## start
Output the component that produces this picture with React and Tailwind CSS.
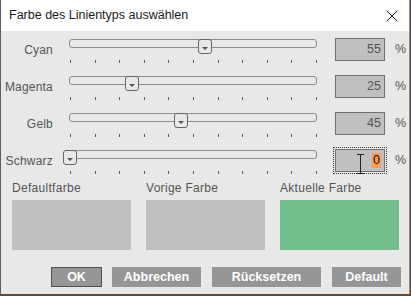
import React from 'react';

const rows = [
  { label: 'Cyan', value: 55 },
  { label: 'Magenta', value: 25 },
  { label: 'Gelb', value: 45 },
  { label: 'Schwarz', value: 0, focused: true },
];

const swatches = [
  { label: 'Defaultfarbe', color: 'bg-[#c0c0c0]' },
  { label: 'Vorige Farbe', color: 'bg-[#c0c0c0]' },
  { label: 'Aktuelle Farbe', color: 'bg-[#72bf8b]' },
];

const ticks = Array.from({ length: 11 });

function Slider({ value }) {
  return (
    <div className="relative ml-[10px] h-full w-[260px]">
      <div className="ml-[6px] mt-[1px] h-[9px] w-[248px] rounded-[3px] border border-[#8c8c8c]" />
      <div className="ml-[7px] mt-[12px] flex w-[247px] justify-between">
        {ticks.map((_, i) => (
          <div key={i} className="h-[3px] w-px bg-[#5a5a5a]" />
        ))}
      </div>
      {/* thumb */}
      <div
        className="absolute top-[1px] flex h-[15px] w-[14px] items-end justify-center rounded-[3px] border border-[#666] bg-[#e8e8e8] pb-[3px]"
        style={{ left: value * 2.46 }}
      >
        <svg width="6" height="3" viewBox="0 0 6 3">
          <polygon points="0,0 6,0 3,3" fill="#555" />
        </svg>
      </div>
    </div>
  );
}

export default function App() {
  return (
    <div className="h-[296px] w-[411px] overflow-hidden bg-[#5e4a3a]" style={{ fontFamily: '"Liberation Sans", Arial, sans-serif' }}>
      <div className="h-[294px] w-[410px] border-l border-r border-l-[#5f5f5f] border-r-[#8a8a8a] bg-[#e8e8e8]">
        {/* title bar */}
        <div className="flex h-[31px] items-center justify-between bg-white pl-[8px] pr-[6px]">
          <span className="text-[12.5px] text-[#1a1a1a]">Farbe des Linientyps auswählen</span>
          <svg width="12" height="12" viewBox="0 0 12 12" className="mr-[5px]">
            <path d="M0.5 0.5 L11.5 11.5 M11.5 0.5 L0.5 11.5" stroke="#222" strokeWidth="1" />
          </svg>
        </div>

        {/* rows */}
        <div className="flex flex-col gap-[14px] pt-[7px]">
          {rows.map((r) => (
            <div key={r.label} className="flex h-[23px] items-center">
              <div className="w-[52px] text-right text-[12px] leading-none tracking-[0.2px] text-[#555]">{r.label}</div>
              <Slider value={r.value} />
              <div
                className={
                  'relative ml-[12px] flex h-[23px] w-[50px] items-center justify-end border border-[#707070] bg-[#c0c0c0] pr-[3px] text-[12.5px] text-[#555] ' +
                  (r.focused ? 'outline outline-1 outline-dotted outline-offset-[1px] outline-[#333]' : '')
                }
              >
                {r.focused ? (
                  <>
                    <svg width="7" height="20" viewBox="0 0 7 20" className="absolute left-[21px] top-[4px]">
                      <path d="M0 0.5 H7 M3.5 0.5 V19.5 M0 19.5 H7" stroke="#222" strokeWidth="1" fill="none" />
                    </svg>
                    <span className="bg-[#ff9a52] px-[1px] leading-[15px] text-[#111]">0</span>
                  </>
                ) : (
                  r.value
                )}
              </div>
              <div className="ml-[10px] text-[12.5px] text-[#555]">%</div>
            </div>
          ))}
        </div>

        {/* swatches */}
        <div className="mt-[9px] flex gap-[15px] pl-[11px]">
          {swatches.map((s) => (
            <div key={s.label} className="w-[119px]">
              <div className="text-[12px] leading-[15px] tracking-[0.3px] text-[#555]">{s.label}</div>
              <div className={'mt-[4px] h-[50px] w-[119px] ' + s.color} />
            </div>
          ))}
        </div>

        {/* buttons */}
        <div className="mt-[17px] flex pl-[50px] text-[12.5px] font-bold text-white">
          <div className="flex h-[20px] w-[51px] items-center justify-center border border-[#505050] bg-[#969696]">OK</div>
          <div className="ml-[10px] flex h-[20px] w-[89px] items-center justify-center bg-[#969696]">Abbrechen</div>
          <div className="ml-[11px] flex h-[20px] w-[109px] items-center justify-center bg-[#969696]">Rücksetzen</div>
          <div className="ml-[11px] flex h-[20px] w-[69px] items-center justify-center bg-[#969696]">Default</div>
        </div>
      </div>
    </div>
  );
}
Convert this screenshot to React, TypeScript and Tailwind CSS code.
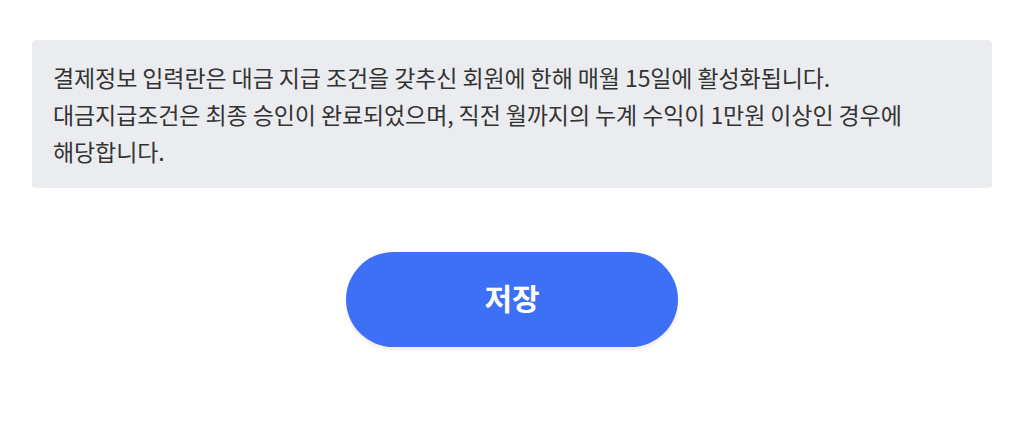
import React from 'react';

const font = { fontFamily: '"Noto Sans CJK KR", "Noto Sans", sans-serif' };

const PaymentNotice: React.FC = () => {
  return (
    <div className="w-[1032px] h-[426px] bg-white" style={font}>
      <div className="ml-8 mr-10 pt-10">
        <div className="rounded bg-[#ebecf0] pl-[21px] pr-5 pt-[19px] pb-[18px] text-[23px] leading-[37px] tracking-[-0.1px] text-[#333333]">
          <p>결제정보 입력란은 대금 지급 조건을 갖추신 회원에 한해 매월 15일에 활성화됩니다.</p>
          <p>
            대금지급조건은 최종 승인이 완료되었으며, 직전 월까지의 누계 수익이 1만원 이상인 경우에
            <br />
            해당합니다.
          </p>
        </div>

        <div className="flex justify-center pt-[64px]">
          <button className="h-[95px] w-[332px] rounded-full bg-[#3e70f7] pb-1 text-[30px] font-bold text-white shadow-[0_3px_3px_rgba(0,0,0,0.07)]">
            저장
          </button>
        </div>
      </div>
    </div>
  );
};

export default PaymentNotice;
## end
** Stated task **
Copy out each line word for word, please, skipping the images.

** Task solution **
Output the component that produces this picture with React and Tailwind CSS.
import React from 'react';

const rows = [
  { label: 'Cyan', value: 55 },
  { label: 'Magenta', value: 25 },
  { label: 'Gelb', value: 45 },
  { label: 'Schwarz', value: 0, focused: true },
];

const swatches = [
  { label: 'Defaultfarbe', color: 'bg-[#c0c0c0]' },
  { label: 'Vorige Farbe', color: 'bg-[#c0c0c0]' },
  { label: 'Aktuelle Farbe', color: 'bg-[#72bf8b]' },
];

const ticks = Array.from({ length: 11 });

function Slider({ value }) {
  return (
    <div className="relative ml-[10px] h-full w-[260px]">
      <div className="ml-[6px] mt-[1px] h-[9px] w-[248px] rounded-[3px] border border-[#8c8c8c]" />
      <div className="ml-[7px] mt-[12px] flex w-[247px] justify-between">
        {ticks.map((_, i) => (
          <div key={i} className="h-[3px] w-px bg-[#5a5a5a]" />
        ))}
      </div>
      {/* thumb */}
      <div
        className="absolute top-[1px] flex h-[15px] w-[14px] items-end justify-center rounded-[3px] border border-[#666] bg-[#e8e8e8] pb-[3px]"
        style={{ left: value * 2.46 }}
      >
        <svg width="6" height="3" viewBox="0 0 6 3">
          <polygon points="0,0 6,0 3,3" fill="#555" />
        </svg>
      </div>
    </div>
  );
}

export default function App() {
  return (
    <div className="h-[296px] w-[411px] overflow-hidden bg-[#5e4a3a]" style={{ fontFamily: '"Liberation Sans", Arial, sans-serif' }}>
      <div className="h-[294px] w-[410px] border-l border-r border-l-[#5f5f5f] border-r-[#8a8a8a] bg-[#e8e8e8]">
        {/* title bar */}
        <div className="flex h-[31px] items-center justify-between bg-white pl-[8px] pr-[6px]">
          <span className="text-[12.5px] text-[#1a1a1a]">Farbe des Linientyps auswählen</span>
          <svg width="12" height="12" viewBox="0 0 12 12" className="mr-[5px]">
            <path d="M0.5 0.5 L11.5 11.5 M11.5 0.5 L0.5 11.5" stroke="#222" strokeWidth="1" />
          </svg>
        </div>

        {/* rows */}
        <div className="flex flex-col gap-[14px] pt-[7px]">
          {rows.map((r) => (
            <div key={r.label} className="flex h-[23px] items-center">
              <div className="w-[52px] text-right text-[12px] leading-none tracking-[0.2px] text-[#555]">{r.label}</div>
              <Slider value={r.value} />
              <div
                className={
                  'relative ml-[12px] flex h-[23px] w-[50px] items-center justify-end border border-[#707070] bg-[#c0c0c0] pr-[3px] text-[12.5px] text-[#555] ' +
                  (r.focused ? 'outline outline-1 outline-dotted outline-offset-[1px] outline-[#333]' : '')
                }
              >
                {r.focused ? (
                  <>
                    <svg width="7" height="20" viewBox="0 0 7 20" className="absolute left-[21px] top-[4px]">
                      <path d="M0 0.5 H7 M3.5 0.5 V19.5 M0 19.5 H7" stroke="#222" strokeWidth="1" fill="none" />
                    </svg>
                    <span className="bg-[#ff9a52] px-[1px] leading-[15px] text-[#111]">0</span>
                  </>
                ) : (
                  r.value
                )}
              </div>
              <div className="ml-[10px] text-[12.5px] text-[#555]">%</div>
            </div>
          ))}
        </div>

        {/* swatches */}
        <div className="mt-[9px] flex gap-[15px] pl-[11px]">
          {swatches.map((s) => (
            <div key={s.label} className="w-[119px]">
              <div className="text-[12px] leading-[15px] tracking-[0.3px] text-[#555]">{s.label}</div>
              <div className={'mt-[4px] h-[50px] w-[119px] ' + s.color} />
            </div>
          ))}
        </div>

        {/* buttons */}
        <div className="mt-[17px] flex pl-[50px] text-[12.5px] font-bold text-white">
          <div className="flex h-[20px] w-[51px] items-center justify-center border border-[#505050] bg-[#969696]">OK</div>
          <div className="ml-[10px] flex h-[20px] w-[89px] items-center justify-center bg-[#969696]">Abbrechen</div>
          <div className="ml-[11px] flex h-[20px] w-[109px] items-center justify-center bg-[#969696]">Rücksetzen</div>
          <div className="ml-[11px] flex h-[20px] w-[69px] items-center justify-center bg-[#969696]">Default</div>
        </div>
      </div>
    </div>
  );
}
Convert this screenshot to React, TypeScript and Tailwind CSS code.
import React from 'react';

const font = { fontFamily: '"Noto Sans CJK KR", "Noto Sans", sans-serif' };

const PaymentNotice: React.FC = () => {
  return (
    <div className="w-[1032px] h-[426px] bg-white" style={font}>
      <div className="ml-8 mr-10 pt-10">
        <div className="rounded bg-[#ebecf0] pl-[21px] pr-5 pt-[19px] pb-[18px] text-[23px] leading-[37px] tracking-[-0.1px] text-[#333333]">
          <p>결제정보 입력란은 대금 지급 조건을 갖추신 회원에 한해 매월 15일에 활성화됩니다.</p>
          <p>
            대금지급조건은 최종 승인이 완료되었으며, 직전 월까지의 누계 수익이 1만원 이상인 경우에
            <br />
            해당합니다.
          </p>
        </div>

        <div className="flex justify-center pt-[64px]">
          <button className="h-[95px] w-[332px] rounded-full bg-[#3e70f7] pb-1 text-[30px] font-bold text-white shadow-[0_3px_3px_rgba(0,0,0,0.07)]">
            저장
          </button>
        </div>
      </div>
    </div>
  );
};

export default PaymentNotice;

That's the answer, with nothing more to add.